WHITE: Yes. It's important to note, actually, before I explain that, that he was never trying to make gold per se. He was never one of these alchemists who was trying to make lots of money from gold.
He was hardly interested in money. It was just that was the main motivation of alchemy through the ages. And so, the things that he read about and he researched and then developed himself obviously led along that route and he -- the object at the end was to make the philosopher's stone which was this magical piece of material that could then be mixed with any base metal to turn it into gold.

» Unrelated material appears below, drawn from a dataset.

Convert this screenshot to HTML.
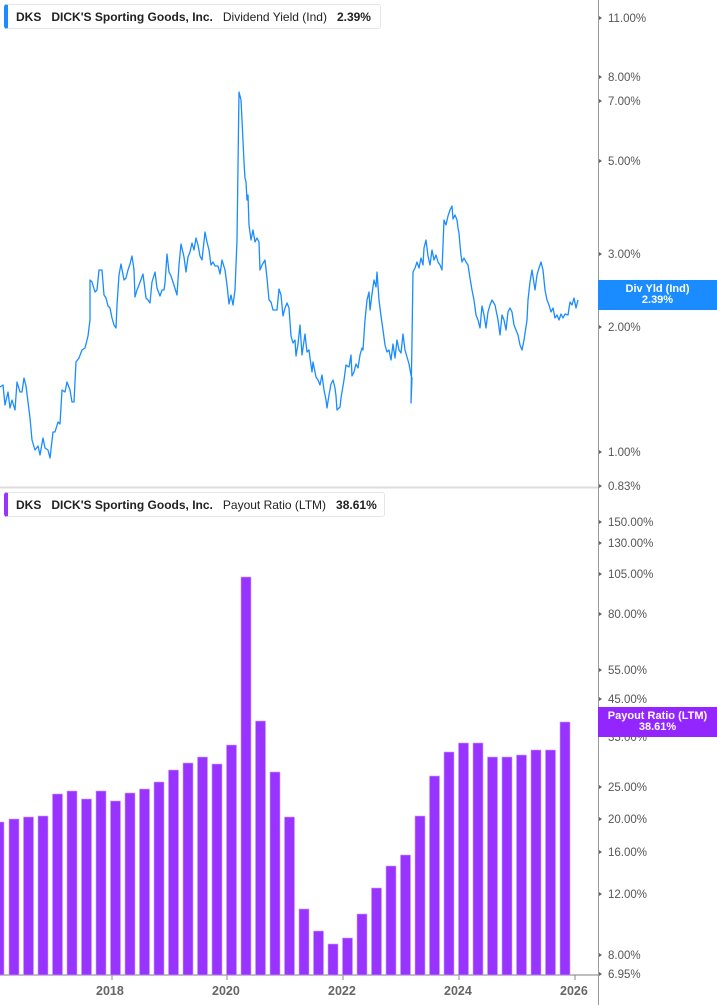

But it also had other magical properties, or so it was believed, and that was what he was really after. And what my contention is, is that when he was studying the crucible in his laboratory late at night, after years and years of research, he began to notice certain peculiarities of certain chemicals. He noticed that certain chemicals were drawn to each other and attracted to one another. And others were repelled from each other. And we know today that this is to do with -- in part to do with electrostatic attraction, the attraction between ions of the negative and ions of the positive, and other things repel each other for similar reasons.
And this led him to link it with other things that he was thinking about, such as the path of comets, about the way the moon revolves around the Earth, and he actually was on his way, so he believed, to uniting the very small, in the crucible, attraction and repulsion, to the very big that was happening in the cosmos, that he could observe with comets and the moon and so on.
And so he was after this unified theory, which is what Stephen Hawking and people like him are trying to achieve today. But, he didn't have the infrastructure to ever have achieved that.
ZWERDLING: Well, thanks very much for joining us.
WHITE: Well, thank you. It's been a pleasure.
ZWERDLING: Michael White's new book is called "Isaac Newton: The Last Sorcerer." He's been speaking to us from the BBC studios in Bristol, England.